Perhaps even more troubling, deep state personnel in the CIA, Pentagon, and State Department seem to have a distinct bias in favor of highly activist policies. CIA analysts and briefers regarded even the principal architect of the Reagan Doctrine as insufficiently committed in southern Africa. There is a noticeable parallel to the current bureaucratic opposition to Trump’s handling of Ukraine and Russia. The allegation that Trump has abandoned Kiev and pursues an appeasement policy toward Russia is absurd. His support for Kiev has actually been far more substantial than the approach the Obama administration adopted. Yet even that harder line is apparently not hard enough for establishment career diplomats and their allies.
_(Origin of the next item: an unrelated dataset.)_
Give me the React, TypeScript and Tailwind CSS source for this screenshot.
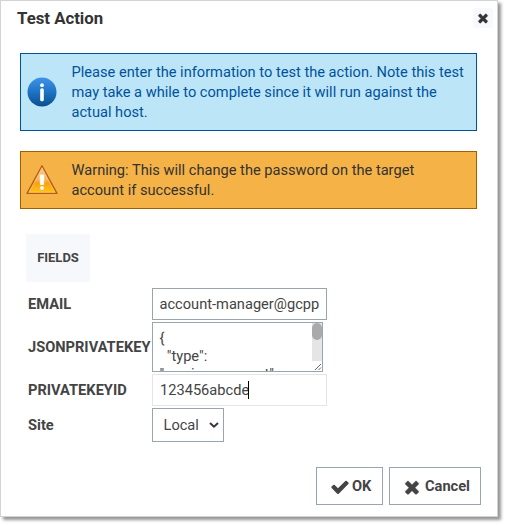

Treating such saboteurs as heroic patriots is both obscene and dangerous. The honorable course for subordinates who disagree with a president’s policies is to resign and then express criticism. Adopting a termite strategy while working in a presidential administration is profoundly unethical. For Congress and the media to praise bureaucratic subversion is horridly myopic. The last thing defenders of a democratic republic should do is to encourage unelected—and in the case of the intelligence agencies, deeply secretive—bureaucrats to pursue their own rogue policy agendas.